To qualify for consideration, firms need to manage at least ¥100 billion in assets from domestic and foreign pension funds (preferably), or other financial institutions, such as foundations.

The relevant fund must have a track record of five years and be at least ¥30 billion in size. In exceptional circumstances, performance data over a shorter period can be supplemented with simulation data, and funds with less than ¥30 billion may also be considered.

Passive moves

Japanese institutions have been using exchange-traded funds extensively for part of their passive equity allocation, said Jesper Koll of ETF provider Wisdom Tree last year. While the Bank of Japan is the dominant player in buying domestic equity ETFs, pension funds and insurance firms look set to step in with large allocations to global ETF strategies.
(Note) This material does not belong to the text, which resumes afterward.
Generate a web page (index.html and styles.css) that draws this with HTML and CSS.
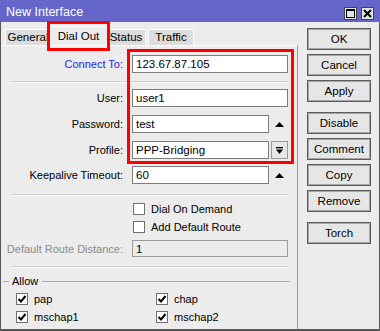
FILE: index.html
```html
<!DOCTYPE html>
<html>
<head>
<meta charset="utf-8">
<link rel="stylesheet" href="styles.css">
</head>
<body>
<div class="win">
  <div class="titlebar">
    <span class="title">New Interface</span>
    <div class="tbtns">
      <span class="tbtn"><svg width="9" height="9" viewBox="0 0 9 9"><rect x="0.5" y="0.5" width="8" height="8" fill="none" stroke="#000" stroke-width="1"/><rect x="0" y="0" width="9" height="2" fill="#000"/></svg></span>
      <span class="tbtn"><svg width="9" height="9" viewBox="0 0 9 9"><path d="M1 1 L8 8 M8 1 L1 8" stroke="#000" stroke-width="2"/></svg></span>
    </div>
  </div>
  <div class="body">
    <div class="left">
      <div class="tabs">
        <div class="tab t-gen">General</div>
        <div class="tab active">Dial Out</div>
        <div class="tab t-stat">Status</div>
        <div class="tab t-traf">Traffic</div>
      </div>
      <div class="panel">
        <div class="row r-connect">
          <label class="lbl blue">Connect To:</label>
          <div class="inp wide">123.67.87.105</div>
        </div>
        <div class="sep s1"></div>
        <div class="row r-user">
          <label class="lbl">User:</label>
          <div class="inp wide">user1</div>
        </div>
        <div class="row r-pass">
          <label class="lbl">Password:</label>
          <div class="inp">test</div>
          <span class="up"><svg width="9" height="5" viewBox="0 0 9 5"><path d="M0 5 L4.5 0 L9 5 Z" fill="#000"/></svg></span>
        </div>
        <div class="row r-prof">
          <label class="lbl">Profile:</label>
          <div class="inp">PPP-Bridging</div>
          <span class="dd"><svg width="7" height="7" viewBox="0 0 7 7"><rect x="0" y="0" width="7" height="1.3" fill="#000"/><path d="M0 2.5 L7 2.5 L3.5 7 Z" fill="#000"/></svg></span>
        </div>
        <div class="row r-keep">
          <label class="lbl">Keepalive Timeout:</label>
          <div class="inp">60</div>
          <span class="up"><svg width="9" height="5" viewBox="0 0 9 5"><path d="M0 5 L4.5 0 L9 5 Z" fill="#000"/></svg></span>
        </div>
        <div class="sep s2"></div>
        <div class="crow c1">
          <span class="cb"></span><span class="ctext">Dial On Demand</span>
        </div>
        <div class="crow c2">
          <span class="cb"></span><span class="ctext">Add Default Route</span>
        </div>
        <div class="row r-dist">
          <label class="lbl gray">Default Route Distance:</label>
          <div class="inp wide dis">1</div>
        </div>
        <div class="sep s3"></div>
        <div class="group">
          <span class="gline short"></span><span class="gtitle">Allow</span><span class="gline long"></span>
        </div>
        <div class="allow">
          <div class="acell"><span class="cb on"><svg width="10" height="10" viewBox="0 0 10 10"><path d="M1.5 5 L4 7.5 L8.5 2" fill="none" stroke="#000" stroke-width="2"/></svg></span><span class="ctext">pap</span></div>
          <div class="acell"><span class="cb on"><svg width="10" height="10" viewBox="0 0 10 10"><path d="M1.5 5 L4 7.5 L8.5 2" fill="none" stroke="#000" stroke-width="2"/></svg></span><span class="ctext">chap</span></div>
          <div class="acell"><span class="cb on"><svg width="10" height="10" viewBox="0 0 10 10"><path d="M1.5 5 L4 7.5 L8.5 2" fill="none" stroke="#000" stroke-width="2"/></svg></span><span class="ctext">mschap1</span></div>
          <div class="acell"><span class="cb on"><svg width="10" height="10" viewBox="0 0 10 10"><path d="M1.5 5 L4 7.5 L8.5 2" fill="none" stroke="#000" stroke-width="2"/></svg></span><span class="ctext">mschap2</span></div>
        </div>
      </div>
    </div>
    <div class="buttons">
      <div class="btn">OK</div>
      <div class="btn">Cancel</div>
      <div class="btn">Apply</div>
      <div class="btn gap">Disable</div>
      <div class="btn">Comment</div>
      <div class="btn">Copy</div>
      <div class="btn">Remove</div>
      <div class="btn gap">Torch</div>
    </div>
  </div>
  <div class="mark mark-tab"></div>
  <div class="mark mark-fields"></div>
</div>
</body>
</html>
```
FILE: styles.css
```css
* { box-sizing: border-box; }
html, body { margin: 0; padding: 0; }
body {
  font-family: "Liberation Sans", Arial, sans-serif;
  font-size: 11px;
  color: #000;
  background: #ececec;
}
.win {
  position: relative;
  width: 380px;
  height: 331px;
  display: flex;
  flex-direction: column;
}
.titlebar {
  height: 22px;
  background: #6466ca;
  display: flex;
  align-items: center;
  justify-content: space-between;
  padding: 0 6px 0 6px;
  flex: none;
}
.title {
  color: #fff;
  font-size: 12.5px;
  padding-top: 1px;
}
.tbtns { display: flex; gap: 4px; margin-top: 4px; }
.tbtn {
  width: 13px;
  height: 13px;
  background: #e4e4e4;
  border: 1px solid #444;
  display: flex;
  align-items: center;
  justify-content: center;
}
.body {
  flex: 1;
  display: flex;
  background: #ececec;
  border-left: 1px solid #555;
  border-right: 1px solid #555;
  border-bottom: 2px solid #555;
  padding-left: 1px;
}
.left {
  width: 296px;
  display: flex;
  flex-direction: column;
  padding-top: 4px;
}
.tabs {
  height: 19px;
  display: flex;
  align-items: flex-end;
  padding-left: 3px;
}
.tab {
  height: 16px;
  background: #dcdcdc;
  border: 1px solid #fff;
  border-bottom: none;
  line-height: 15px;
  text-align: center;
  font-size: 11.5px;
  flex: none;
}
.t-gen { width: 46px; }
.t-stat { width: 40px; margin-left: -2px; }
.t-traf { width: 46px; margin-left: 2px; }
.tab.active {
  position: relative;
  z-index: 1;
  width: 59px;
  height: 19px;
  background: #ececec;
  margin-left: -2px;
  line-height: 18px;
}
.panel {
  flex: 1;
  border-top: 1px solid #fff;
  border-right: 1px solid #999;
  display: flex;
  flex-direction: column;
  padding-top: 9px;
}
.row {
  display: flex;
  align-items: center;
  height: 18px;
}
.lbl {
  width: 122px;
  text-align: right;
  padding-right: 1px;
  margin-right: 8px;
  flex: none;
}
.blue { color: #2222ee; }
.gray { color: #8a8a8a; }
.inp {
  width: 137px;
  height: 18px;
  background: #fff;
  border: 1px solid #7c7c7c;
  padding: 0 3px;
  line-height: 16px;
  font-size: 11.5px;
}
.inp.wide { width: 156px; }
.inp.dis { background: #ececec; border-color: #9a9a9a; height: 17px; }
.up {
  width: 19px;
  display: flex;
  justify-content: center;
  margin-left: 1px;
}
.dd {
  width: 17px;
  height: 18px;
  margin-left: 2px;
  border: 1px solid #9a9a9a;
  background: #e6e6e6;
  display: flex;
  align-items: center;
  justify-content: center;
}
.sep {
  height: 2px;
  border-top: 1px solid #cfcfcf;
  border-bottom: 1px solid #fafafa;
  margin-left: 9px;
  width: 278px;
}
.s1 { margin-top: 8px; margin-bottom: 6px; }
.r-pass { margin-top: 8px; }
.r-prof { margin-top: 8px; }
.r-keep { margin-top: 7px; }
.s2 { margin-top: 10px; margin-bottom: 7px; }
.crow {
  display: flex;
  align-items: center;
  height: 12px;
  padding-left: 131px;
}
.c2 { margin-top: 6px; }
.cb {
  width: 12px;
  height: 12px;
  background: #fff;
  border: 1px solid #707070;
  flex: none;
  display: flex;
  align-items: center;
  justify-content: center;
}
.ctext { margin-left: 6px; }
.r-dist { margin-top: 7px; height: 17px; }
.s3 { margin-top: 9px; }
.group {
  display: flex;
  align-items: center;
  margin-top: 7px;
  height: 12px;
}
.gline { height: 1px; background: #a8a8a8; }
.short { width: 6px; margin-left: 1px; }
.long { flex: 1; margin-right: 7px; }
.gtitle { padding: 0 4px 0 3px; }
.allow {
  display: grid;
  grid-template-columns: 140px 140px;
  row-gap: 6px;
  padding-left: 14px;
  margin-top: 6px;
}
.acell { display: flex; align-items: center; height: 12px; }
.buttons {
  display: flex;
  flex-direction: column;
  gap: 4px;
  padding-top: 6px;
  margin-left: 9px;
}
.btn {
  width: 64px;
  height: 22px;
  border: 1px solid #5c5c5c;
  box-shadow: inset 0 0 0 1px #a6a6a6;
  background: #e6e6e6;
  display: flex;
  align-items: center;
  justify-content: center;
  font-size: 11.5px;
}
.btn.gap { margin-top: 6px; }
.mark {
  position: absolute;
  z-index: 2;
  border: 3px solid #ff0000;
  pointer-events: none;
}
.mark-tab { left: 47px; top: 21px; width: 63px; height: 30px; }
.mark-fields { left: 127px; top: 49px; width: 167px; height: 115px; }
```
GPIF was seen to be making moves into smart beta in 2015. A spokesperson for the fund told AsianInvestor in November"We have monitored the development of ETFs in Japan, and the creation of smart-beta ETFs or factor-based ETFs is interesting from an investment diversification perspective. However, we are vigilant that some ETFs, in particular actively managed ones, have higher costs and lower liquidity relative to cash equities or equity futures."

Last week the fund announced its results for fourth quarter of 2016, reporting a record-breaking ¥10 trillion in AUM growth. This was partly driven by a rise in the value of foreign-currency-denominated assets. The previous record of ¥7.6 trillion was achieved in the first quarter of 2013, in the first phase of euphoria over the Abenomics stimulus.